| Exercise aim |
Leave out the pictures and retype only the lines from the opening line to the line that holds "</settings-panel>", both ends included.

| Data block |

────

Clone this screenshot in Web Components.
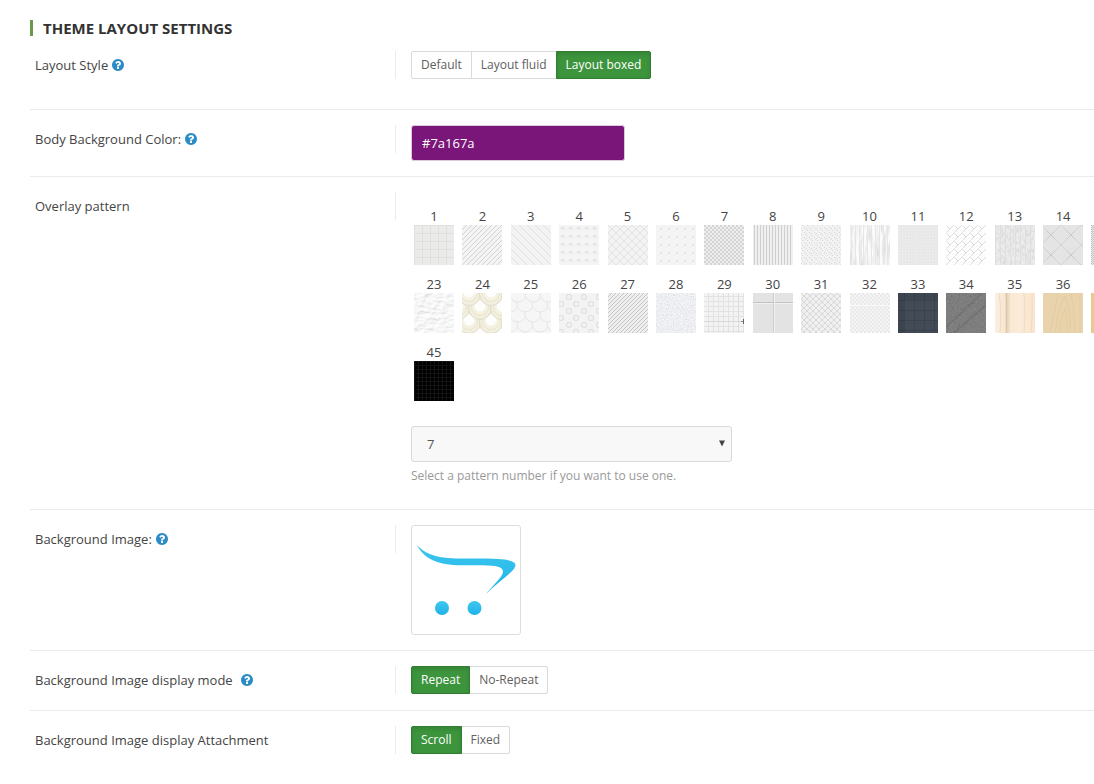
<!DOCTYPE html>
<html lang="en">
<head>
<meta charset="utf-8">
<title>Theme layout settings</title>
<style>
  body { margin: 0; background: #fff; color: #444; font: 13px/18px "Open Sans", sans-serif; }
</style>
</head>
<body>
<settings-panel heading="THEME LAYOUT SETTINGS">
  <setting-row label="Layout Style" help class="first">
    <button-group label="Layout Style" options="Default|Layout fluid|Layout boxed" value="Layout boxed"></button-group>
  </setting-row>
  <setting-row label="Body Background Color:" help>
    <color-field label="Body Background Color" value="#7a167a"></color-field>
  </setting-row>
  <setting-row label="Overlay pattern">
    <pattern-picker></pattern-picker>
  </setting-row>
  <setting-row label="Background Image:" help>
    <image-picker></image-picker>
  </setting-row>
  <setting-row label="Background Image display mode" help="wide">
    <button-group label="Background Image display mode" options="Repeat|No-Repeat" value="Repeat"></button-group>
  </setting-row>
  <setting-row label="Background Image display Attachment">
    <button-group label="Background Image display Attachment" options="Scroll|Fixed" value="Scroll"></button-group>
  </setting-row>
</settings-panel>

<script>
class SettingsPanel extends HTMLElement {
  constructor() {
    super();
    this.attachShadow({ mode: 'open' }).innerHTML = `
      <style>
        :host { display: block; padding: 20px 0 15px 30px; }
        h2 { margin: 0; border-left: 3px solid #6a994e; padding-left: 10px; font-size: 15px; line-height: 16px; font-weight: 700; color: #333; }
      </style>
      <section><h2>${this.getAttribute('heading')}</h2><slot></slot></section>`;
  }
}

class HelpIcon extends HTMLElement {
  constructor() {
    super();
    this.attachShadow({ mode: 'open' }).innerHTML = `
      <style>
        :host { display: inline-flex; color: #2b8bc6; }
        svg { display: block; }
      </style>
      <svg width="12" height="12" viewBox="128 128 1536 1536" fill="currentColor" role="img" aria-label="Help"><path d="M1024 1376v-192q0-14-9-23t-23-9h-192q-14 0-23 9t-9 23v192q0 14 9 23t23 9h192q14 0 23-9t9-23zM1280 704q0-88-55.500-163t-138.500-116-170-41q-243 0-371 213-15 24 8 42l132 100q7 6 19 6 16 0 25-12 53-68 86-92 34-24 86-24 48 0 85.500 26t37.500 59q0 38-20 61t-68 45q-63 28-115.500 86.500t-52.500 125.500v36q0 14 9 23t23 9h192q14 0 23-9t9-23q0-19 21.500-49.500t54.500-49.500q32-18 49-28.500t46-35 44.500-48 28-60.500 12.500-81zM1664 896q0 209-103 385.500t-279.500 279.500-385.500 103-385.500-103-279.500-279.500-103-385.500 103-385.500 279.500-279.500 385.500-103 385.500 103 279.500 279.500 103 385.500z"/></svg>`;
  }
}

class SettingRow extends HTMLElement {
  constructor() {
    super();
    const help = this.getAttribute('help');
    this.attachShadow({ mode: 'open' }).innerHTML = `
      <style>
        :host { display: grid; grid-template-columns: 365px minmax(0, 1fr); padding: 15px 0; border-top: 1px solid #ebebeb; }
        :host(.first) { border-top: 0; padding-bottom: 29px; }
        .label { display: flex; align-items: center; gap: 4px; height: 28px; padding-left: 5px; border-right: 1px solid #ebebeb; margin-right: -1px; }
        .label.wide { gap: 8px; }
        .control { padding-left: 16px; min-height: 29px; }
      </style>
      <div class="label ${help || ''}"><span>${this.getAttribute('label')}</span>${help === null ? '' : '<help-icon></help-icon>'}</div>
      <div class="control"><slot></slot></div>`;
  }
}

class ButtonGroup extends HTMLElement {
  constructor() {
    super();
    const value = this.getAttribute('value');
    this.attachShadow({ mode: 'open' }).innerHTML = `
      <style>
        :host { display: block; }
        div { display: flex; }
        button { height: 28px; margin: 0; padding: 0 9px; border: 1px solid #dadada; background: #fff; color: #606060; font: 12px/18px "Open Sans", sans-serif; }
        button + button { margin-left: -1px; }
        button:first-child { border-radius: 2px 0 0 2px; }
        button:last-child { border-radius: 0 2px 2px 0; }
        button[aria-pressed=true] { position: relative; background: #3c943c; border-color: #2f7d30; color: #fff; box-shadow: inset 0 2px 4px rgba(0,0,0,.12); }
      </style>
      <div role="group" aria-label="${this.getAttribute('label')}">${this.getAttribute('options').split('|').map(o =>
        `<button type="button" aria-pressed="${o === value}">${o}</button>`).join('')}</div>`;
    this.shadowRoot.querySelector('div').addEventListener('click', e => {
      if (e.target.tagName !== 'BUTTON') return;
      for (const b of this.shadowRoot.querySelectorAll('button')) b.setAttribute('aria-pressed', b === e.target);
    });
  }
}

class ColorField extends HTMLElement {
  constructor() {
    super();
    const v = this.getAttribute('value');
    this.attachShadow({ mode: 'open' }).innerHTML = `
      <style>
        :host { display: block; }
        input { display: block; box-sizing: border-box; width: 214px; height: 36px; margin: 0; padding: 0 10px; border: 1px solid #d9cdd9; border-radius: 3px; color: #fff; font: 13px/18px "Open Sans", sans-serif; }
      </style>
      <input type="text" aria-label="${this.getAttribute('label')}" value="${v}" style="background:${v}">`;
  }
}

/* A tile repeated over the whole 40px swatch. */
const tile = (w, h, bg, art, extra = '') =>
  `<defs><pattern id="p" width="${w}" height="${h}" patternUnits="userSpaceOnUse" ${extra}>${art}</pattern></defs><rect width="40" height="40" fill="${bg}"/><rect width="40" height="40" fill="url(#p)"/>`;
/* Monochrome grain over a base colour. */
const grain = (bg, freq, strength, dark = 0, oct = 2) =>
  `<defs><filter id="n" x="0" y="0" width="100%" height="100%" color-interpolation-filters="sRGB"><feTurbulence type="fractalNoise" baseFrequency="${freq}" numOctaves="${oct}"/><feColorMatrix values="0 0 0 0 ${dark} 0 0 0 0 ${dark} 0 0 0 0 ${dark} ${strength} 0 0 0 ${-strength * 0.4}"/></filter></defs><rect width="40" height="40" fill="${bg}"/><rect width="40" height="40" filter="url(#n)"/>`;
const line = (d, c, w = 1) => `<path d="${d}" stroke="${c}" stroke-width="${w}" fill="none"/>`;
const box = (x, y, w, h, c) => `<rect x="${x}" y="${y}" width="${w}" height="${h}" fill="${c}"/>`;
/* Overlapping fish scales, the upper rows painted over the lower ones. */
const scales = (rows, dx, paint) => rows.map(([x0, y]) =>
  [0, 1, 2, 3].map(i => paint(x0 + i * dx, y)).join('')).join('');

const PATTERNS = {
  1: tile(8, 8, '#ebebe9', box(0, 0, 1, 8, '#e0e0dd') + box(0, 0, 8, 1, '#e0e0dd')),
  2: tile(5, 5, '#f4f4f4', line('M-1 6L6-1M-1 1L1-1M4 6L6 4', '#d2d2d2')),
  3: tile(8, 8, '#f3f3f3', line('M-1-1L9 9', '#e0e0e0')),
  4: tile(8, 8, '#f4f4f4', box(2, 2, 4, 3, '#ebebeb') + box(2, 2, 2, 2, '#e1e1e1')),
  5: tile(8, 8, '#f3f3f3', line('M0 0L8 8M8 0L0 8', '#e1e1e1')),
  6: tile(8, 8, '#f4f4f4', box(4, 3, 2, 2, '#e5e5e5')),
  7: tile(4, 4, '#eeeeee', box(0, 0, 2, 2, '#d4d4d4') + box(2, 2, 2, 2, '#d4d4d4')),
  8: tile(3, 3, '#f0f0f0', box(1, 0, 1, 3, '#cecece')),
  9: tile(5, 5, '#f2f2f2', box(1, 0, 1, 1, '#d8d8d8') + box(3, 2, 1, 1, '#d6d6d6') + box(0, 3, 1, 1, '#dadada') + box(4, 4, 1, 1, '#e0e0e0')),
  10: grain('#fbfbfb', '.3 .06', .3) + tile(4, 40, 'none', box(1, 0, 1, 40, '#e6e6e6')),
  11: tile(3, 3, '#e9e9e9', box(0, 0, 1, 1, '#e5e5e5') + box(1, 2, 1, 1, '#eeeeee')),
  12: tile(8, 8, '#fdfdfd', line('M0 8L8 0M1 1L4 4M-1 1L1-1M7 9L9 7', '#dcdcdc')),
  13: grain('#ececec', '.45 .25', .3, .3) + tile(5, 40, 'none', box(0, 0, 1, 40, '#dfdfdf')),
  14: tile(20, 20, '#e4e4e4', line('M0 0L20 20M20 0L0 20', '#d4d4d4') + line('M6 0L14 0M10-4L10 4', 'none') + line('M-4-4L4 4M-4 4L4-4M16-4L24 4M16 4L24-4M-4 16L4 24M-4 24L4 16M16 16L24 24M16 24L24 16', '#c9c9c9'), 'patternTransform="translate(8 10)"'),
  15: tile(2, 2, '#e8e8e8', box(0, 0, 1, 1, '#bdbdbd') + box(1, 1, 1, 1, '#cccccc')),
  23: `<defs><filter id="n" x="0" y="0" width="100%" height="100%"><feTurbulence type="fractalNoise" baseFrequency=".16 .3" numOctaves="3"/><feDiffuseLighting surfaceScale="1" lighting-color="#ffffff"><feDistantLight azimuth="240" elevation="68"/></feDiffuseLighting></filter></defs><rect width="40" height="40" filter="url(#n)"/>`,
  24: box(0, 0, 40, 40, '#faf8f0') + scales([[-4, 43], [-15, 29], [-4, 15], [-15, 1]], 22, (x, y) =>
    `<circle cx="${x}" cy="${y}" r="11.500" fill="#f2efdd" stroke="#dedccf"/><circle cx="${x}" cy="${y - 1}" r="8.500" fill="#f5f2e2" stroke="#e8e4cd"/><circle cx="${x}" cy="${y - 2}" r="5.500" fill="#fdfdfb"/>`),
  25: box(0, 0, 40, 40, '#f6f6f6') + scales([[-8, 40], [-1, 31], [-8, 21], [-1, 11], [-8, 1]], 15, (x, y) =>
    `<circle cx="${x}" cy="${y}" r="8" fill="#f6f6f6" stroke="#e6e6e6"/>`),
  26: tile(15, 14, '#f3f3f3', '<g fill="#f1f1f1" stroke="#dadada"><rect x="1.500" y="1.500" width="5" height="5" rx="2"/><rect x="8.500" y="8.500" width="5" height="5" rx="2"/></g>', 'patternTransform="translate(6 0)"'),
  27: tile(4, 4, '#efefef', line('M-1 5L5-1M-1 1L1-1M3 5L5 3', '#c4c4c4')),
  28: grain('#f4f5f8', '.8', .45, .45),
  29: tile(5, 5, '#f3f3f3', box(4, 0, 1, 5, '#e2e2e2') + box(0, 3, 5, 1, '#e2e2e2')) + box(0, 28, 40, 1, '#d6d6d6') + box(34, 0, 1, 40, '#dcdcdc') + box(37, 28, 3, 1, '#888') + box(39, 26, 1, 5, '#666'),
  30: box(0, 0, 40, 40, '#e3e3e3') + box(0, 9, 40, 1, '#c2c2c2') + box(0, 10, 40, 1, '#f0f0f0') + box(20, 0, 1, 40, '#cecece') + box(21, 0, 1, 40, '#f2f2f2'),
  31: tile(6, 6, '#f0f0f0', line('M0 0L6 6M6 0L0 6', '#d8d8d8')),
  32: tile(4, 4, '#f5f5f5', box(0, 0, 2, 2, '#e9e9e9') + box(2, 2, 2, 2, '#e9e9e9')) + box(0, 12, 40, 1, '#fafafa'),
  33: tile(10, 10, '#434b57', box(6, 0, 1, 10, '#3a424d') + box(0, 7, 10, 1, '#3a424d')) + box(0, 0, 6, 40, 'rgba(30,38,48,.2)') + box(6, 0, 34, 7, 'rgba(30,38,48,.15)'),
  34: grain('#828282', '.6', .5, .2) + line('M8 40L40 12M0 34L36 0', 'rgba(60,60,60,.12)', 2),
  35: `<defs><linearGradient id="g"><stop stop-color="#fbf0e1"/><stop offset=".25" stop-color="#f7e7d2"/><stop offset=".29" stop-color="#dcc4a8"/><stop offset=".34" stop-color="#f8e8d4"/><stop offset=".6" stop-color="#fbebd9"/><stop offset="1" stop-color="#f8e5cf"/></linearGradient></defs><rect width="40" height="40" fill="url(#g)"/>` + line('M4 0Q7 18 5 40M29 0Q31 20 29 40M37 0Q38 22 36 40', '#f0dac0') + line('M14 0V40', '#ead3b5'),
  36: box(0, 0, 40, 40, '#e9d3ad') + line('M12 40Q15 15 22 3Q28 16 27 40M16 40Q18 24 22 16Q25 27 24 40M7 40Q12 18 15 0M32 40Q32 18 28 0M37 40V0', '#e4cba1'),
  37: box(0, 0, 40, 40, '#e9c98f'),
  45: tile(4, 4, '#000', box(0, 0, 1, 4, '#161616') + box(0, 0, 4, 1, '#121212'))
};

class PatternSwatch extends HTMLElement {
  constructor() {
    super();
    const n = this.getAttribute('number');
    this.attachShadow({ mode: 'open' }).innerHTML = `
      <style>
        :host { display: inline-block; box-sizing: border-box; width: 45px; height: 68px; padding: 0 2px 0 3px; text-align: center; vertical-align: top; }
        span { display: block; height: 18px; }
        svg { display: block; overflow: hidden; }
      </style>
      <span>${this.hasAttribute('bare') ? '' : n}</span><svg width="40" height="40" viewBox="0 0 40 40" role="img" aria-label="Pattern ${n}">${PATTERNS[n]}</svg>`;
  }
}

class PatternPicker extends HTMLElement {
  constructor() {
    super();
    const range = (a, b) => Array.from({ length: b - a + 1 }, (_, i) => a + i);
    const rows = [range(1, 15), range(23, 37), [45]];
    const bare = [15, 37];
    this.attachShadow({ mode: 'open' }).innerHTML = `
      <style>
        :host { display: block; padding: 15px 0 9px; }
        .row { height: 68px; white-space: nowrap; overflow: hidden; }
        .pick { position: relative; width: 321px; margin-top: 15px; }
        select { appearance: none; display: block; box-sizing: border-box; width: 100%; height: 36px; margin: 0; padding: 0 15px; border: 1px solid #d9d9d9; border-radius: 3px; background: #f8f8f8; color: #555; font: 13px/18px "Open Sans", sans-serif; }
        .pick svg { position: absolute; right: 7px; top: 14px; pointer-events: none; }
        p { margin: 5px 0 0; font-size: 12px; color: #999; }
      </style>
      ${rows.map(r => `<div class="row">${r.map(n => `<pattern-swatch number="${n}"${bare.includes(n) ? ' bare' : ''}></pattern-swatch>`).join(' ')}</div>`).join('')}
      <div class="pick">
        <select aria-label="Overlay pattern" aria-describedby="hint"><option>7</option></select>
        <svg width="6" height="7" viewBox="0 0 6 7" aria-hidden="true"><path d="M0 0.500H6L3 6.500Z" fill="#444"/></svg>
      </div>
      <p id="hint">Select a pattern number if you want to use one.</p>`;
  }
}

class ImagePicker extends HTMLElement {
  constructor() {
    super();
    this.attachShadow({ mode: 'open' }).innerHTML = `
      <style>
        :host { display: block; }
        button { display: block; margin: 0; padding: 4px; border: 1px solid #ddd; border-radius: 3px; background: #fff; }
        svg { display: block; }
      </style>
      <button type="button" aria-label="Choose background image">
        <svg width="100" height="100" viewBox="0 0 100 100" aria-hidden="true">
          <defs><linearGradient id="b" x1="0" y1="0" x2="0" y2="1"><stop stop-color="#3cc8ee"/><stop offset="1" stop-color="#1fb2e8"/></linearGradient></defs>
          <g fill="url(#b)">
            <path d="M1 15C8 23 18 27.500 36 28.300C48 29 66 28.200 82 29C93 29.600 99.500 31.500 99.500 35C99.500 41 85 49 70 64C76 56 87 47 87 41.500C87 37 80 35.500 67 35.300C56 35 46 36 33 34.500C15 32.500 6 25 1 15Z"/>
            <circle cx="26" cy="78" r="7"/><circle cx="58.500" cy="78" r="7"/>
          </g>
        </svg>
      </button>`;
  }
}

customElements.define('help-icon', HelpIcon);
customElements.define('pattern-swatch', PatternSwatch);
customElements.define('button-group', ButtonGroup);
customElements.define('color-field', ColorField);
customElements.define('pattern-picker', PatternPicker);
customElements.define('image-picker', ImagePicker);
customElements.define('setting-row', SettingRow);
customElements.define('settings-panel', SettingsPanel);
</script>
</body>
</html>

────

| Exercise solution |
Clone this screenshot in Web Components.
<!DOCTYPE html>
<html lang="en">
<head>
<meta charset="utf-8">
<title>Theme layout settings</title>
<style>
  body { margin: 0; background: #fff; color: #444; font: 13px/18px "Open Sans", sans-serif; }
</style>
</head>
<body>
<settings-panel heading="THEME LAYOUT SETTINGS">
  <setting-row label="Layout Style" help class="first">
    <button-group label="Layout Style" options="Default|Layout fluid|Layout boxed" value="Layout boxed"></button-group>
  </setting-row>
  <setting-row label="Body Background Color:" help>
    <color-field label="Body Background Color" value="#7a167a"></color-field>
  </setting-row>
  <setting-row label="Overlay pattern">
    <pattern-picker></pattern-picker>
  </setting-row>
  <setting-row label="Background Image:" help>
    <image-picker></image-picker>
  </setting-row>
  <setting-row label="Background Image display mode" help="wide">
    <button-group label="Background Image display mode" options="Repeat|No-Repeat" value="Repeat"></button-group>
  </setting-row>
  <setting-row label="Background Image display Attachment">
    <button-group label="Background Image display Attachment" options="Scroll|Fixed" value="Scroll"></button-group>
  </setting-row>
</settings-panel>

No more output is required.